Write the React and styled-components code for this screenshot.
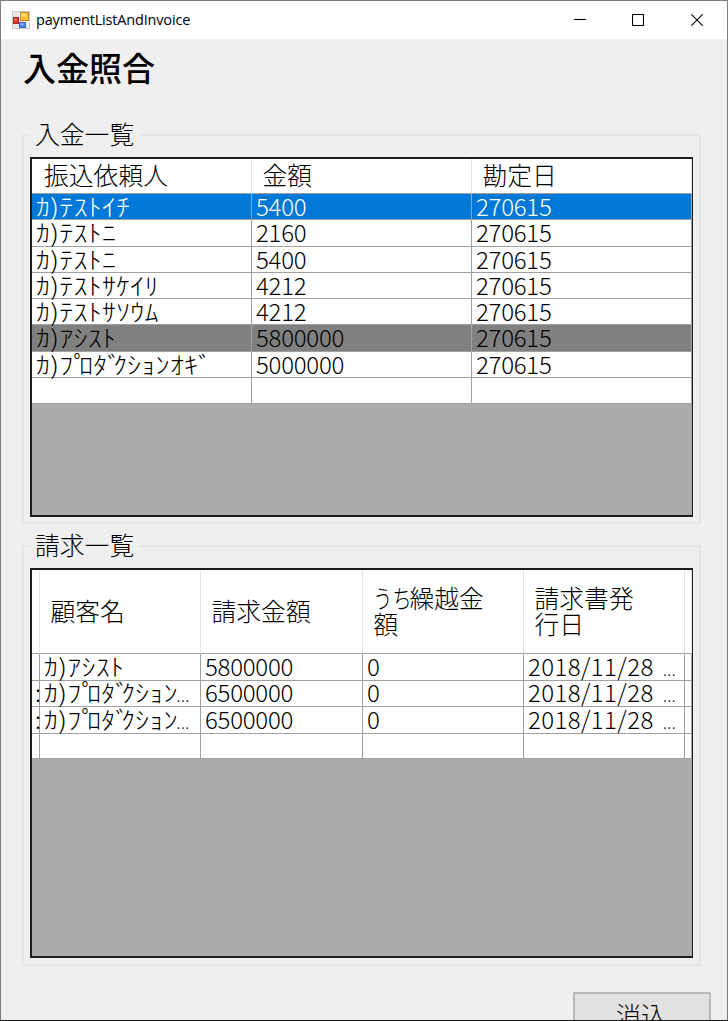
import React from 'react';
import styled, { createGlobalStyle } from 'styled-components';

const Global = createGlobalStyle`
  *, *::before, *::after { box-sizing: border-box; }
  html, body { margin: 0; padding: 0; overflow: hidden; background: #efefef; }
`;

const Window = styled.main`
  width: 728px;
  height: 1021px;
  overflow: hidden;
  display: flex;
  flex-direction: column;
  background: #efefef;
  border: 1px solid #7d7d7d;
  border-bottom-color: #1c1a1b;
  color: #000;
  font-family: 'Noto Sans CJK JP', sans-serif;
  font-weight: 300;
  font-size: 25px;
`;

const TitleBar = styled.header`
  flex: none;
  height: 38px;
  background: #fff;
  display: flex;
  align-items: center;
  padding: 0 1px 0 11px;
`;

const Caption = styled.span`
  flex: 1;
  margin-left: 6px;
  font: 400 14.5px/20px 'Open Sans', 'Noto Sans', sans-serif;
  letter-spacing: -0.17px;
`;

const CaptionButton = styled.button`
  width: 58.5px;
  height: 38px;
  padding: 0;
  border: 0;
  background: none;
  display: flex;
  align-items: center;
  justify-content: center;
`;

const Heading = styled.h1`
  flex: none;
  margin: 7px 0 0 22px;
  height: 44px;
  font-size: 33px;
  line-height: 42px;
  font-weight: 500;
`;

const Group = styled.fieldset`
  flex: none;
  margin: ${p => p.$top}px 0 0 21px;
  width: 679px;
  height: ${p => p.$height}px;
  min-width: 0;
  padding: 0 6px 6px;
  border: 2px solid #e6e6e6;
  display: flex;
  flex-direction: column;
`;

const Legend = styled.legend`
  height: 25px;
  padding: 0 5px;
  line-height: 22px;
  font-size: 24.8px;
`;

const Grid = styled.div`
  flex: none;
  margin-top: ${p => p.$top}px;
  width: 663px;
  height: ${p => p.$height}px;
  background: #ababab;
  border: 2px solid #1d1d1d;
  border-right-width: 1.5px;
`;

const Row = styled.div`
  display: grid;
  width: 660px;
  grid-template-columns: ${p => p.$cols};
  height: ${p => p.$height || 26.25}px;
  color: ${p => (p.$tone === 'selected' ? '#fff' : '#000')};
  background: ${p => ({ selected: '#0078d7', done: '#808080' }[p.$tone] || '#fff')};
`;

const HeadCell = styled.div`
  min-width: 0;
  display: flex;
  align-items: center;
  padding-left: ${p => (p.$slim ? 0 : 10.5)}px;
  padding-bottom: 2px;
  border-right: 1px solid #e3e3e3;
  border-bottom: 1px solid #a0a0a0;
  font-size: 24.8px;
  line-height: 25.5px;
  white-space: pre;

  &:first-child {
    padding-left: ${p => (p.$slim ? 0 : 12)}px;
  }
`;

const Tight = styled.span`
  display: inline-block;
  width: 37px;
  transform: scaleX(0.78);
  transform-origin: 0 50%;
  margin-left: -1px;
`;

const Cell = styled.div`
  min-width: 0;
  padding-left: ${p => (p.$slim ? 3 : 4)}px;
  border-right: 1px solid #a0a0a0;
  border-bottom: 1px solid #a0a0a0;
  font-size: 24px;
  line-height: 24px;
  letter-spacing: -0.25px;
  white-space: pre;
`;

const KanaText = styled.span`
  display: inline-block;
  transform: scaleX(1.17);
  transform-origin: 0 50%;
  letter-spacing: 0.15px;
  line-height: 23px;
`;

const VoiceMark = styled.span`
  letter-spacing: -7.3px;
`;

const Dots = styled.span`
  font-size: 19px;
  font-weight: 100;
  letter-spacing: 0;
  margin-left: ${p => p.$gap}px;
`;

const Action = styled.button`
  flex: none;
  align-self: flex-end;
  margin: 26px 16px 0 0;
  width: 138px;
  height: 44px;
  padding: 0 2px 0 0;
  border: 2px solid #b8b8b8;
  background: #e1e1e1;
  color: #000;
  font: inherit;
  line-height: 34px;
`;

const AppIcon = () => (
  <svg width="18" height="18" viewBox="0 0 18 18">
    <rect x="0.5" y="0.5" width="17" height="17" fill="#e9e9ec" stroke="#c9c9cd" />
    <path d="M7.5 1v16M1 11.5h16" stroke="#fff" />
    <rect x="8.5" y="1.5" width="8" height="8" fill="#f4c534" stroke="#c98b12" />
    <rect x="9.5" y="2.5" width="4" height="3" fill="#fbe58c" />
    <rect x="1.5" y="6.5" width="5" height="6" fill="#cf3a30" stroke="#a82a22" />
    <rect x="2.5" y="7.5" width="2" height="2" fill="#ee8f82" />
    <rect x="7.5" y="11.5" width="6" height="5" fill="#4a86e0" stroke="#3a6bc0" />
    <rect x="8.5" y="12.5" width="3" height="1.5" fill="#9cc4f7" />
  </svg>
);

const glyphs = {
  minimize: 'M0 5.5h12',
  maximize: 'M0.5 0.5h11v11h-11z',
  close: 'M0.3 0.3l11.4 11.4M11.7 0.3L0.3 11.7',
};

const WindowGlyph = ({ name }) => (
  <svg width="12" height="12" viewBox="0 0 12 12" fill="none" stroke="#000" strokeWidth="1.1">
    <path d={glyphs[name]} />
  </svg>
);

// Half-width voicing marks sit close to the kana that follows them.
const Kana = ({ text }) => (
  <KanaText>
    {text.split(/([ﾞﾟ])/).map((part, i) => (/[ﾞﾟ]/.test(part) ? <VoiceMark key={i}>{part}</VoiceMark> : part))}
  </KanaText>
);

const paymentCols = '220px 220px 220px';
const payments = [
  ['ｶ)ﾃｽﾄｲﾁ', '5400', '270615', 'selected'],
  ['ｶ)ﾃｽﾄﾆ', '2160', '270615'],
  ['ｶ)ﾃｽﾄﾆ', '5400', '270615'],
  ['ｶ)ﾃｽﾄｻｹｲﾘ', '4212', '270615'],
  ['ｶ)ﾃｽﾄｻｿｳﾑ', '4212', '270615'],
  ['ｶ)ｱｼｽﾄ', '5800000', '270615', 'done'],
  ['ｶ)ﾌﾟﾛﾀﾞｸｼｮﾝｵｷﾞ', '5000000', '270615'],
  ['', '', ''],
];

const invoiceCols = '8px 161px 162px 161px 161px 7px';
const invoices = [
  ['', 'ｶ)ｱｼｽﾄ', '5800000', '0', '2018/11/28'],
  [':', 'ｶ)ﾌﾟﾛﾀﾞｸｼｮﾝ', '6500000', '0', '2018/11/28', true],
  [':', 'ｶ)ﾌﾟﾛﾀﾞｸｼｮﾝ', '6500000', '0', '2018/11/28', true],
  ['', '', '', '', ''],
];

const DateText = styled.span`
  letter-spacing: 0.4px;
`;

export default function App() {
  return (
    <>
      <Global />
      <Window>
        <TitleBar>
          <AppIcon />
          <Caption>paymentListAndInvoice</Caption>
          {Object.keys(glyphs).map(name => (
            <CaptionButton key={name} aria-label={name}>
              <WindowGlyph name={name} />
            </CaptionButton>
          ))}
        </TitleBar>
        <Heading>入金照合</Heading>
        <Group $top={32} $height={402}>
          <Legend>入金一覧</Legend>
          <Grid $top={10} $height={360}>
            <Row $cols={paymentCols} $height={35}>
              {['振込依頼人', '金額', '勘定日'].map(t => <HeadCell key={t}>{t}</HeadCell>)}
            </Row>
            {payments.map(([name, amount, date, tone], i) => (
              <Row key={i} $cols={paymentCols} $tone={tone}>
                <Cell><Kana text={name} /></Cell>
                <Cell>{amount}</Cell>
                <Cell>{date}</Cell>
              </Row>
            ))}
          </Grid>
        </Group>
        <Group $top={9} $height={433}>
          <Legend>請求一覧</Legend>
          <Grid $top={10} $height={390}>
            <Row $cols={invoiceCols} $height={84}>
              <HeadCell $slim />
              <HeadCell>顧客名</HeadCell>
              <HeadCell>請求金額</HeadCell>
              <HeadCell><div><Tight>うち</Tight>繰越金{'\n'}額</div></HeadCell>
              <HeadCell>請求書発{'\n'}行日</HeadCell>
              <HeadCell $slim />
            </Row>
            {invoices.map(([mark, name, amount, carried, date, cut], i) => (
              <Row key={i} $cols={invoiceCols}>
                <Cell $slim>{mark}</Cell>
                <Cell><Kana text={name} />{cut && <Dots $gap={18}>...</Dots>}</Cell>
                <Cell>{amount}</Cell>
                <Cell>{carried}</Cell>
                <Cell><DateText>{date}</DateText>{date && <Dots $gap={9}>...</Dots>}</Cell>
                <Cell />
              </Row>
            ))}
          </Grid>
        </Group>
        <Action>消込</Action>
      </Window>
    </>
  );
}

--

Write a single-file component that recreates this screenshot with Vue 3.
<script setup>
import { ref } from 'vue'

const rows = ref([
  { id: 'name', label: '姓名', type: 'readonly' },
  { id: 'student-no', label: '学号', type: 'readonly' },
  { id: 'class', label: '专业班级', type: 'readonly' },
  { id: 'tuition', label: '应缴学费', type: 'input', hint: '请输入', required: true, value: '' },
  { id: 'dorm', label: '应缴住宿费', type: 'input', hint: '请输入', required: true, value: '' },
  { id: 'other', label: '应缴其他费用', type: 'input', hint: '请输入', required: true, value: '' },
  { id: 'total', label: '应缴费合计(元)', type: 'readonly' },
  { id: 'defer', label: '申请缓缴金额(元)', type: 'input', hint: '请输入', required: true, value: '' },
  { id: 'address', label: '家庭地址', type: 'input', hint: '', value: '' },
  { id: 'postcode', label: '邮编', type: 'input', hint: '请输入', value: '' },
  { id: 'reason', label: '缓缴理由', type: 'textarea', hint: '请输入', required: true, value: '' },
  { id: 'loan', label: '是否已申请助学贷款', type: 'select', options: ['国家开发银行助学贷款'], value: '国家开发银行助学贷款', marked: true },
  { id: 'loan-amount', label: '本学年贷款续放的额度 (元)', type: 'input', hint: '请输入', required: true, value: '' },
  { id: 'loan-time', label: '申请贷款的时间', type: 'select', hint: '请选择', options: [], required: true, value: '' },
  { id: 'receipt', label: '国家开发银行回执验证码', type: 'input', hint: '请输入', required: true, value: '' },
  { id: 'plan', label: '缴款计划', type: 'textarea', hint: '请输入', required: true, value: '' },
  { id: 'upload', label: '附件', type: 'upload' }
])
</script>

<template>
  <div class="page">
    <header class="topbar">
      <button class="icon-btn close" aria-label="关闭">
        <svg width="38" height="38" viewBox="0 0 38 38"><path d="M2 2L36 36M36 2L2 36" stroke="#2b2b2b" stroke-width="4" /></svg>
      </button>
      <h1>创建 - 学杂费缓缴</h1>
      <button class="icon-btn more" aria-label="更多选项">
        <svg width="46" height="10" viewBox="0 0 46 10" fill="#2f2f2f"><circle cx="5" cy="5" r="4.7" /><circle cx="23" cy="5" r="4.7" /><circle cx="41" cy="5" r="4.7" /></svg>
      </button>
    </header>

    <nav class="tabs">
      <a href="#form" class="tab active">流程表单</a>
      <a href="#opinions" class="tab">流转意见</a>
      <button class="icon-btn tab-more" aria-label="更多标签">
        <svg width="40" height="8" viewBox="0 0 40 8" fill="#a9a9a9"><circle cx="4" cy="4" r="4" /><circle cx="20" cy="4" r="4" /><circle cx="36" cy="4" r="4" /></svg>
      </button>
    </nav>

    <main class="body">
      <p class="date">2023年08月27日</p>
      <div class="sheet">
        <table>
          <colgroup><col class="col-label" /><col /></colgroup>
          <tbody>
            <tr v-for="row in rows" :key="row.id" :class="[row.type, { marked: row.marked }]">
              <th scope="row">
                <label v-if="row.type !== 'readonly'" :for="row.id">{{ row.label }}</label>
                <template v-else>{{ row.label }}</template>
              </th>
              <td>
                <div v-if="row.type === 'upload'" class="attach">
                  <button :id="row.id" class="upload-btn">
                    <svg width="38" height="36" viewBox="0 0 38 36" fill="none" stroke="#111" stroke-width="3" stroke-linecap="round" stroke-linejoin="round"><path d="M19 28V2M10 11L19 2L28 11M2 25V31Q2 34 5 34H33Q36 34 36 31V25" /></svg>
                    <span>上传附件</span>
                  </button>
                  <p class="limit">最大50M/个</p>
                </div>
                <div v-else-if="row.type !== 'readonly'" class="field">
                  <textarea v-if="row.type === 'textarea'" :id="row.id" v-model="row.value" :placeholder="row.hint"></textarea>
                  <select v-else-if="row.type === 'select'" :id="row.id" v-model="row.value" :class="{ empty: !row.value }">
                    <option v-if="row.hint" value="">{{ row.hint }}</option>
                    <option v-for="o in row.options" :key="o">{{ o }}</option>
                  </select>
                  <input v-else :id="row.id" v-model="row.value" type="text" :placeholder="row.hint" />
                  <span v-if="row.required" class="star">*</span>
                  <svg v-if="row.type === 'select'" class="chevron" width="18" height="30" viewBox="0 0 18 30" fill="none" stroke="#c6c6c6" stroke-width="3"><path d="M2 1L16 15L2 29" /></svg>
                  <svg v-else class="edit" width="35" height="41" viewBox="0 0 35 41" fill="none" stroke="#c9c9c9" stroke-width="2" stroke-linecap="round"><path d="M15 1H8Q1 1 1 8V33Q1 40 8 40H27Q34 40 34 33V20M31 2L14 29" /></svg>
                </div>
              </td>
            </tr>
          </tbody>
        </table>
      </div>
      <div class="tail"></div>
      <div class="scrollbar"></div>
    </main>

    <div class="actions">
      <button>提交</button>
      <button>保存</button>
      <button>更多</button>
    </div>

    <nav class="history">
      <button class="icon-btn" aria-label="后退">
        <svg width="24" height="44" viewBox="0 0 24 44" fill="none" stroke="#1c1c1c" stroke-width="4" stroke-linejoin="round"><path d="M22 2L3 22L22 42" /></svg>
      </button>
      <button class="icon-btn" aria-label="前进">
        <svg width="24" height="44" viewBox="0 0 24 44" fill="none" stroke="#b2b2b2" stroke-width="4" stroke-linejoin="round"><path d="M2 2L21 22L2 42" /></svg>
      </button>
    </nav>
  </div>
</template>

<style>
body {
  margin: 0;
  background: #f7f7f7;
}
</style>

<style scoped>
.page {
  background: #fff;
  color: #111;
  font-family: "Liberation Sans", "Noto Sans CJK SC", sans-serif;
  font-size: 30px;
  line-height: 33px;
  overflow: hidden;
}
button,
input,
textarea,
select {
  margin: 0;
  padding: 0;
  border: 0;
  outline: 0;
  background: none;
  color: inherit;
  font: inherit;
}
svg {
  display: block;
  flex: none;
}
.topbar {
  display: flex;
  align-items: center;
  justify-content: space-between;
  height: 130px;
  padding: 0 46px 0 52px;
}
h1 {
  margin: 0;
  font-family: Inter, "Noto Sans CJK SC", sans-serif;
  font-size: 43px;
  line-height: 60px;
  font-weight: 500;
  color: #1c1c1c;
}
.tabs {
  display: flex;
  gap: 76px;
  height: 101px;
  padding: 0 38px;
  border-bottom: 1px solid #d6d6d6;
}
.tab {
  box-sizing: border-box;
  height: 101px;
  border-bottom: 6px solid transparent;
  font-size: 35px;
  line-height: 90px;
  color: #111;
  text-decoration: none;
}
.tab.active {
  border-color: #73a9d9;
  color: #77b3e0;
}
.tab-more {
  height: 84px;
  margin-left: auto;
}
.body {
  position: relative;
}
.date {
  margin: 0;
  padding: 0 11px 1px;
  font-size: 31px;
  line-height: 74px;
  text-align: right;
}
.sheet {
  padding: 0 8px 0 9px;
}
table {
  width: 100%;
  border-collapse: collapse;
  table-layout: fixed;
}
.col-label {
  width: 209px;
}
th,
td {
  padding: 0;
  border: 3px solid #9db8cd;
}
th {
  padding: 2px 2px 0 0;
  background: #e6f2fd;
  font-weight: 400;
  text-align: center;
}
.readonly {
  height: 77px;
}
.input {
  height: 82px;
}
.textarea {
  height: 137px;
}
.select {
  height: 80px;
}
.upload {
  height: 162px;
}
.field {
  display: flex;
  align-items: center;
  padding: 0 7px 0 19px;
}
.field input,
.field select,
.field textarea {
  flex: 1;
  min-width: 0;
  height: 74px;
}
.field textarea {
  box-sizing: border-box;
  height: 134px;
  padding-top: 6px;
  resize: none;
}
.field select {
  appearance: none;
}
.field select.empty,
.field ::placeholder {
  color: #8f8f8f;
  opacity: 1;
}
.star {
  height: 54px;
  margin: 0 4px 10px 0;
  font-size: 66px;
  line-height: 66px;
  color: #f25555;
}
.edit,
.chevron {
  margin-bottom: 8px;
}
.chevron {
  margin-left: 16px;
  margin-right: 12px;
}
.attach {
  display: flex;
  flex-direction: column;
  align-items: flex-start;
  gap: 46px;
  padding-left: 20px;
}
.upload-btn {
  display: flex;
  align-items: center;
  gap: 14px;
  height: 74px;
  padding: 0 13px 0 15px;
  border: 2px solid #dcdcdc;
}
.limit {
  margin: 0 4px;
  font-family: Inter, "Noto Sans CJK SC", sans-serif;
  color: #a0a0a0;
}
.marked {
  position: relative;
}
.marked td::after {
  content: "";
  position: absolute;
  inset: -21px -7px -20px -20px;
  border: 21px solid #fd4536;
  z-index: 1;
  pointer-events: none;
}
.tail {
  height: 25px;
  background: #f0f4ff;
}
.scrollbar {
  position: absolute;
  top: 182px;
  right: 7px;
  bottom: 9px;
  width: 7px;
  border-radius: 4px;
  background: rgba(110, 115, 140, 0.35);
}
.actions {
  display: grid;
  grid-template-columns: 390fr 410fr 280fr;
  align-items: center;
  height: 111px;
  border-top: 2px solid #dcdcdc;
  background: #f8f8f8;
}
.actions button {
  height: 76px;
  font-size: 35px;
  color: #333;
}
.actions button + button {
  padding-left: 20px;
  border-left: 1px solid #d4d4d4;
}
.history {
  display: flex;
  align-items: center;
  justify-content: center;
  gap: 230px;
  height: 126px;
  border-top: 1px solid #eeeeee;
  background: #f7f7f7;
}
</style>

**THE PROBLEM**
Tally how many lines of the data include the word "screenshot". Write the number and nothing else.

**EXERCISE SOLUTION**
2